Y nuestros rivales están aprovechando esta fatiga. El movimiento de Rusia en el Cáucaso es una prueba de resistencia para esta condición específica. Moscú está sondeando la periferia, planteándose una pregunta sencilla: ¿Occidente aún tiene la capacidad, el dinero y la voluntad política para luchar por sus fronteras? La respuesta parece ser no. Podemos mantener nuestra posición en Polonia. Probablemente podamos asegurar el control de los países bálticos, aunque a un coste enorme. Pero el Cáucaso, Asia Central, Oriente Medio… estas regiones se están escapando de nuestra órbita.
Esto no ocurre porque hayamos sido derrotados en la guerra. Ocurre por agotamiento estratégico. Nos vemos obligados a priorizar lo que realmente podemos salvar y lo que debemos descartar. Así es como se presenta la liquidación en la práctica. Pero aquí está el matiz que la mayoría de la gente no entiende: la liquidación no es extinción. La Gran Bretaña post-imperio no ha desaparecido. Es miembro del Consejo de Seguridad de la ONU, un actor diplomático importante, pero ya no es la potencia hegemónica. Ya no dicta las reglas al resto del planeta. Ese es el futuro. Lo que Occidente enfrenta de frente no es un apocalipsis, no es una derrota total, sino más bien una degradación.
Estamos entrando en una realidad donde Washington y Bruselas ya no son las únicas voces que importan. Avanzamos hacia un mundo donde las decisiones cruciales se negocian en Pekín, Moscú, Nueva Delhi y Riad. Entramos en una era en la que Occidente tendrá que aprender una nueva habilidad: negociar en lugar de dictar.
En mi opinión, lo que estamos viendo en el Cáucaso nos sirve como una clara señal de realidad. No se trata de una simple maniobra geopolítica de Moscú. Marca el capítulo final del momento unipolar. Durante décadas, Occidente operó bajo la premisa de que podía dictar las reglas del juego global. Pero al instrumentalizar las finanzas y extralimitar nuestros compromisos estratégicos, inadvertidamente alentamos al resto del mundo a forjar su propio camino. Sin duda, estamos transitando de una era de dominio indiscutible a una era de negociación necesaria.

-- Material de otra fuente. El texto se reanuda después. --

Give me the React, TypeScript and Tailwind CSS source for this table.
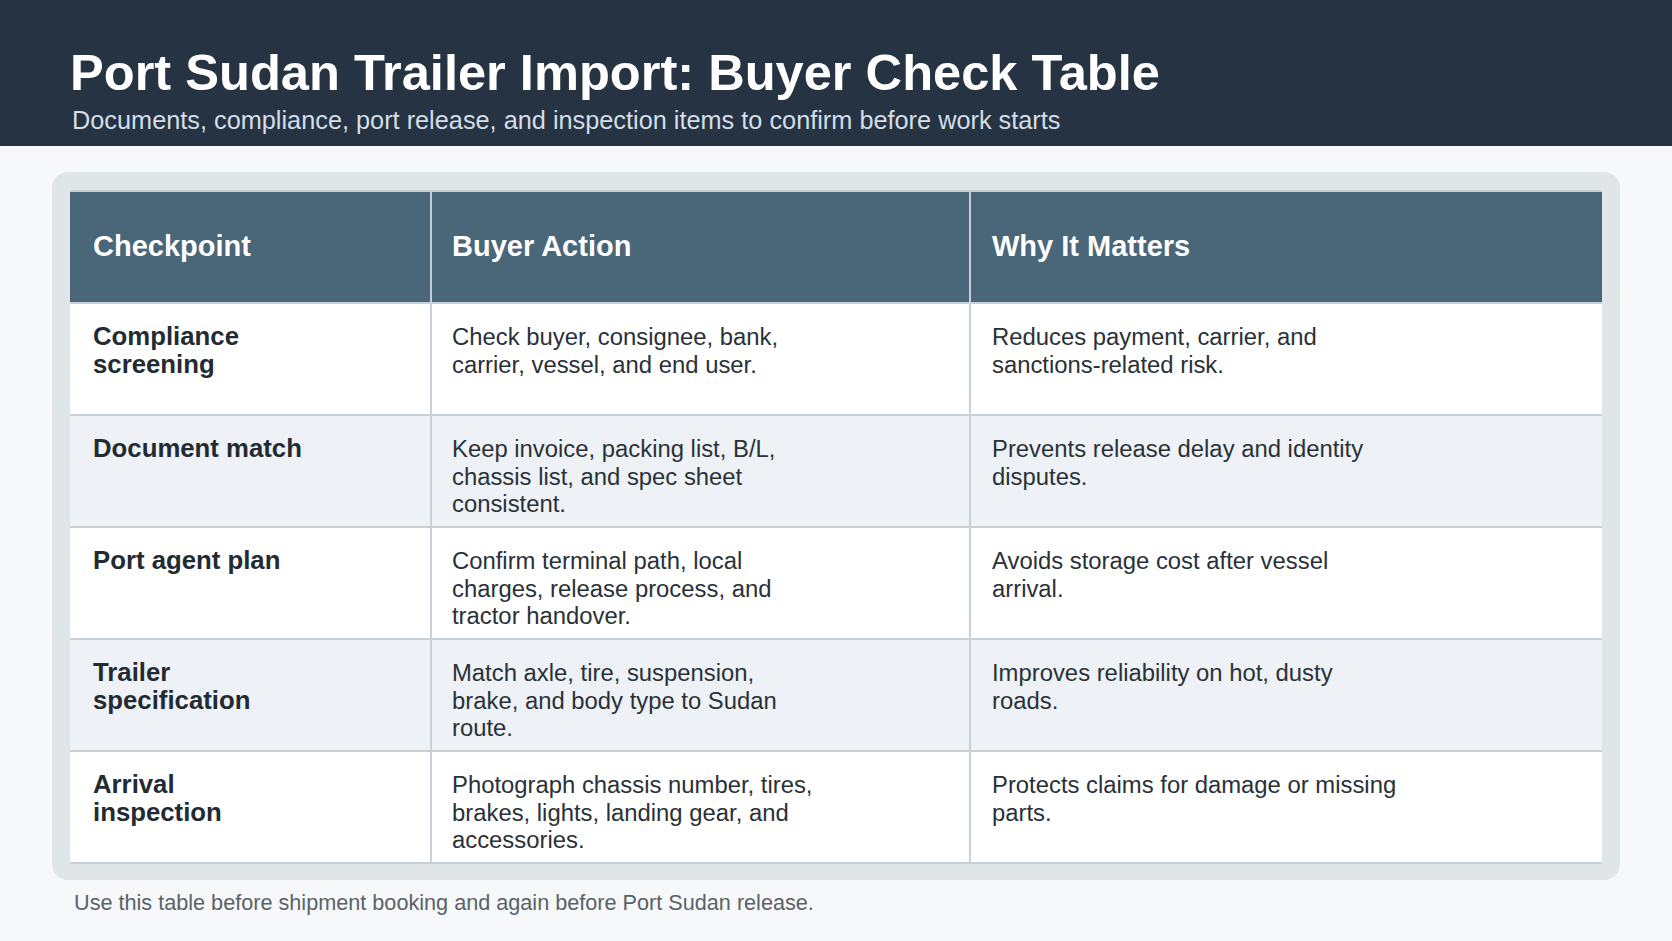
const rows = [
  {
    checkpoint: "Compliance screening",
    action: "Check buyer, consignee, bank, carrier, vessel, and end user.",
    why: "Reduces payment, carrier, and sanctions-related risk.",
  },
  {
    checkpoint: "Document match",
    action: "Keep invoice, packing list, B/L, chassis list, and spec sheet consistent.",
    why: "Prevents release delay and identity disputes.",
  },
  {
    checkpoint: "Port agent plan",
    action: "Confirm terminal path, local charges, release process, and tractor handover.",
    why: "Avoids storage cost after vessel arrival.",
  },
  {
    checkpoint: "Trailer specification",
    action: "Match axle, tire, suspension, brake, and body type to Sudan route.",
    why: "Improves reliability on hot, dusty roads.",
  },
  {
    checkpoint: "Arrival inspection",
    action: "Photograph chassis number, tires, brakes, lights, landing gear, and accessories.",
    why: "Protects claims for damage or missing parts.",
  },
];

const font = "font-['Liberation_Sans',Arial,sans-serif]";

export default function App() {
  return (
    <div className={`min-h-[941px] w-full bg-[#f6f8f9] ${font}`}>
      <header className="h-[146px] bg-[#253342] pl-[70px] pt-[48px]">
        <h1 className="text-[50.6px] font-bold leading-[50px] text-white">
          Port Sudan Trailer Import: Buyer Check Table
        </h1>
        <p className="mt-[7px] pl-[2px] text-[25.3px] leading-[30px] text-[#d3dee8]">
          Documents, compliance, port release, and inspection items to confirm before work starts
        </p>
      </header>

      <main className="px-[52px] pt-[26px]">
        <section className="rounded-[16px] bg-[#e0e5e8] px-[18px] pt-[18px] pb-[16px]">
          <div className="border-y-2 border-[#c6cfd6]">
            <div className="grid h-[110px] grid-cols-[360px_539px_1fr] bg-[#4a6679] text-[29px] font-bold text-white">
              <div className="flex items-center pl-[23px]">Checkpoint</div>
              <div className="flex items-center border-l-2 border-[#c6cfd6] pl-[20px]">Buyer Action</div>
              <div className="flex items-center border-l-2 border-[#c6cfd6] pl-[21px]">Why It Matters</div>
            </div>
            {rows.map((row, i) => (
              <div
                key={row.checkpoint}
                className={`grid h-[112px] grid-cols-[360px_539px_1fr] border-t-2 border-[#c9d1d8] ${
                  i % 2 === 1 ? "bg-[#eef2f6]" : "bg-white"
                }`}
              >
                <div className="pl-[23px] pt-[19px]">
                  <div className="max-w-[8.28em] text-[25.75px] font-bold leading-[27.5px] text-[#232b32]">
                    {row.checkpoint}
                  </div>
                </div>
                <div className="border-l-2 border-[#c9d1d8] pl-[20px] pt-[19px]">
                  <div className="max-w-[15.45em] text-[23.85px] leading-[27.5px] text-[#2a3137]">
                    {row.action}
                  </div>
                </div>
                <div className="border-l-2 border-[#c9d1d8] pl-[21px] pt-[19px]">
                  <div className="max-w-[17.15em] text-[23.85px] leading-[27.5px] text-[#2a3137]">
                    {row.why}
                  </div>
                </div>
              </div>
            ))}
          </div>
        </section>
        <p className="mt-[10px] pl-[22px] text-[21.65px] leading-[26px] text-[#5a6269]">
          Use this table before shipment booking and again before Port Sudan release.
        </p>
      </main>
    </div>
  );
}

La principal conclusión para nosotros es que la estabilidad global ya no se trata de forzar la alineación. Se trata de reconocer la complejidad. El mundo no se está derrumbando, sino que se está reorganizando fundamentalmente, y comprender este cambio es crucial para cualquiera que intente comprender los titulares del mañana.